Journalisme. Chauds les marronniers !
Je me marre… de ces «marronniers». Je raconte, pour ceux qui ne sont pas de la paroisse journalistique – et peut-être même pour les autres : la petite Histoire prétend que chaque année, au premier jour du printemps…
…Au premier jour du printemps fleurissait le marronnier rose planté sur la tombe des Gardes suisses, Cours-la-Reine à Paris, tués le 20 juin 1792. Se répétant avec une précision toute helvète, l'événement fut célébré de même, chaque année, par un article rituel. L’histoire, plus petite encore et sans majuscule, a fait le reste en instituant le "marronnier" comme l'article revenant chaque année à date fixe par la grâce des cycles sociaux… et des routines journalistiques.

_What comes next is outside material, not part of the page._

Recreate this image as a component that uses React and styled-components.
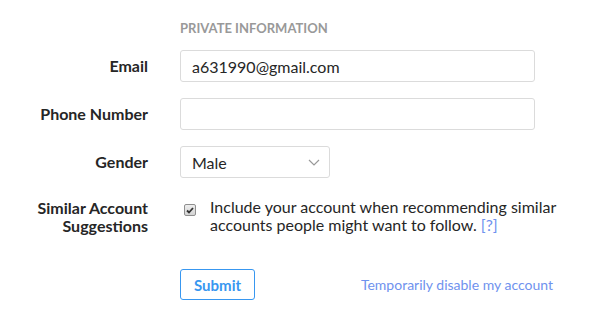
import React, { useState } from "react"
import styled, { createGlobalStyle } from "styled-components"

const Global = createGlobalStyle`
  body {
    margin: 0;
    background: #fff;
    font-family: "Lato", "Open Sans", sans-serif;
    color: #262626;
  }
`

const Form = styled.form`
  display: grid;
  grid-template-columns: 148px 400px;
  column-gap: 32px;
  row-gap: 16px;
  padding-top: 20px;
  align-items: center;
`

const Heading = styled.div`
  grid-column: 2;
  font-size: 13px;
  font-weight: 700;
  color: #999;
  text-transform: uppercase;
  height: 14px;
  line-height: 16px;
`

const Label = styled.label`
  text-align: right;
  font-size: 16px;
  font-weight: 700;
  line-height: 18px;
  align-self: ${p => (p.top ? "start" : "center")};
  margin-top: ${p => (p.top ? "5px" : "0")};
`

const Input = styled.input`
  box-sizing: border-box;
  width: ${p => p.width || 355}px;
  height: 32px;
  border: 1px solid #dbdbdb;
  border-radius: 3px;
  padding: 0 11px;
  font-family: inherit;
  font-size: 16px;
  color: #262626;
  outline: none;
`

const SelectWrap = styled.div`
  position: relative;
  width: 150px;
  height: 32px;
`

const Select = styled.select`
  box-sizing: border-box;
  width: 100%;
  height: 100%;
  appearance: none;
  border: 1px solid #dbdbdb;
  border-radius: 3px;
  background: #fff;
  padding: 0 11px;
  font-family: inherit;
  font-size: 16px;
  color: #262626;
  outline: none;
`

const Chevron = styled.svg`
  position: absolute;
  right: 10px;
  top: 13px;
  pointer-events: none;
`

const CheckRow = styled.div`
  display: flex;
  align-items: flex-start;
  gap: 14px;
  padding-left: 4px;
  margin-top: 3px;
`

const Box = styled.span`
  flex: none;
  box-sizing: border-box;
  width: 12px;
  height: 12px;
  margin-top: 6px;
  border: 1px solid #8f8f8f;
  border-radius: 2px;
  background: linear-gradient(#eee, #d4d4d4);
  display: flex;
  align-items: center;
  justify-content: center;
`

const CheckText = styled.p`
  margin: 0;
  width: 352px;
  font-size: 16px;
  line-height: 18px;
  color: #262626;
`

const Help = styled.a`
  margin-left: 4px;
  color: #6f92ee;
  text-decoration: none;
`

const Actions = styled.div`
  grid-column: 2;
  width: 373px;
  display: flex;
  align-items: center;
  justify-content: space-between;
  margin-top: 18px;
`

const SubmitButton = styled.button`
  box-sizing: border-box;
  height: 31px;
  padding: 0 13px;
  border: 1px solid #3897f0;
  border-radius: 3px;
  background: #fff;
  color: #3897f0;
  font-family: inherit;
  font-size: 15px;
  font-weight: 700;
  cursor: pointer;
`

const Link = styled.a`
  color: #6f92ee;
  font-size: 14px;
  text-decoration: none;
`

const App = () => {
  const [email, setEmail] = useState("a631990@gmail.com")
  const [phone, setPhone] = useState("")
  const [gender, setGender] = useState("male")

  return (
    <>
      <Global />
      <Form onSubmit={e => e.preventDefault()}>
        <Heading>Private Information</Heading>

        <Label>Email</Label>
        <Input value={email} onChange={e => setEmail(e.target.value)} />

        <Label>Phone Number</Label>
        <Input value={phone} onChange={e => setPhone(e.target.value)} />

        <Label>Gender</Label>
        <SelectWrap>
          <Select value={gender} onChange={e => setGender(e.target.value)}>
            <option value="male">Male</option>
            <option value="female">Female</option>
            <option value="none">Not Specified</option>
          </Select>
          <Chevron width="12" height="7" viewBox="0 0 12 7">
            <path d="M1 1l5 5 5-5" fill="none" stroke="#999" strokeWidth="1.2" />
          </Chevron>
        </SelectWrap>

        <Label top>Similar Account<br />Suggestions</Label>
        <CheckRow>
          <Box>
            <svg width="8" height="7" viewBox="0 0 8 7">
              <path d="M1 3.5l2 2L7 1" fill="none" stroke="#333" strokeWidth="1.8" />
            </svg>
          </Box>
          <CheckText>
            Include your account when recommending similar accounts people might want to follow.
            <Help href="#">[?]</Help>
          </CheckText>
        </CheckRow>

        <Actions>
          <SubmitButton type="submit">Submit</SubmitButton>
          <Link href="#">Temporarily disable my account</Link>
        </Actions>
      </Form>
    </>
  )
}

export default App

Et l'on vit bientôt les marronniers fleurir en toute saison…, les occasions de «faire causer» s’étant multipliées comme les petits pains. On ira même jusqu’à inventer la «com’» pour forcer le rythme des célébrations machinales et produire des interférences commerciales, les harmoniques du bizness.
Ça a débuté par de vrais rituels de société – rentrées des classes, du tribunal, des parlementaires ; départs en vacances, en retraite ; commémos des 11 novembre, 8 mai ; défilés des 1er mai, 14 juillet ; sans oublier les innombrables dévotions religieuses et/ou politiques, j’en passe et des pires.
Et la marchandise a embrayé : perdre dix kilos en dix jours grâce à la crème minceur, avec l’amour en vacances en prime; les soldes, ah les soldes ! Et comment payer moins d’impôts… On vient juste de subir en rafales la Saint-Valentin, les oscars et les césars, et là on barbotte dans la neige, le froid, les dictons populaires et les envolées anticycloniques.
On touche les sommets ces jours-ci avec la neige et le froid qui ont atteint MÊME le sud-est ! Une aubaine pour dégainer la panoplie de clichés inoxydables : luges sur la promenade des Anglais, chasse-neige sur les corniches de Toulon, poissonnières du Vieux port de Marseille.
Comme le marronnier vous use le meilleur journaliste en trois ans maxi, sa charge en revient forcément aux « bleus ». C’est la relève dont la fraîcheur encore juvénile va un peu soulager l’arthrite des seniors – lesquels sont aujourd’hui, on le sait, de plus en plus jeunes. Ils souffrent même assez souvent de « pantouflite » chronique. Car, s’ils ont délaissé le marronnier ce n’est pas forcément pour lui préférer l’enquête «béton» ou l’interview incisive. [Les néophites peuvent voir à ce sujet notre Palmarès des Pantoufles de Presse].
Tout ça pour vous offrir ce rameau d’olivier « dans son écrin de blancheur ». En direct de ma fenêtre. Et pour rappeler aussi que le cliché est à la métaphore ce que ledit marronnier est au journalisme actif.
Petite anecdote qui me restera toujours en mémoire : chef d’agence dans un grand quotidien régional de l’est de la France, je me souviens de la conference mensuelle organisée autour du directeur de la redac. chargé de recueillir et regler si possible les doleances de chacun des chefs d’agence.
L’un d’eux avait un vrai problème : un marronnier – un vrai – poussait dans la cour arrière de l’agence. Il fallait faire quelque chose…
Regards en coins, sourires et même éclats de rire autour de la table.
Quoi de plus normal qu’un marronnier en locale ?
L’arbre impertinent fut abattu. A ma connaissance, c’est le seul marronnier auquel s’est attaqué ce quotidien.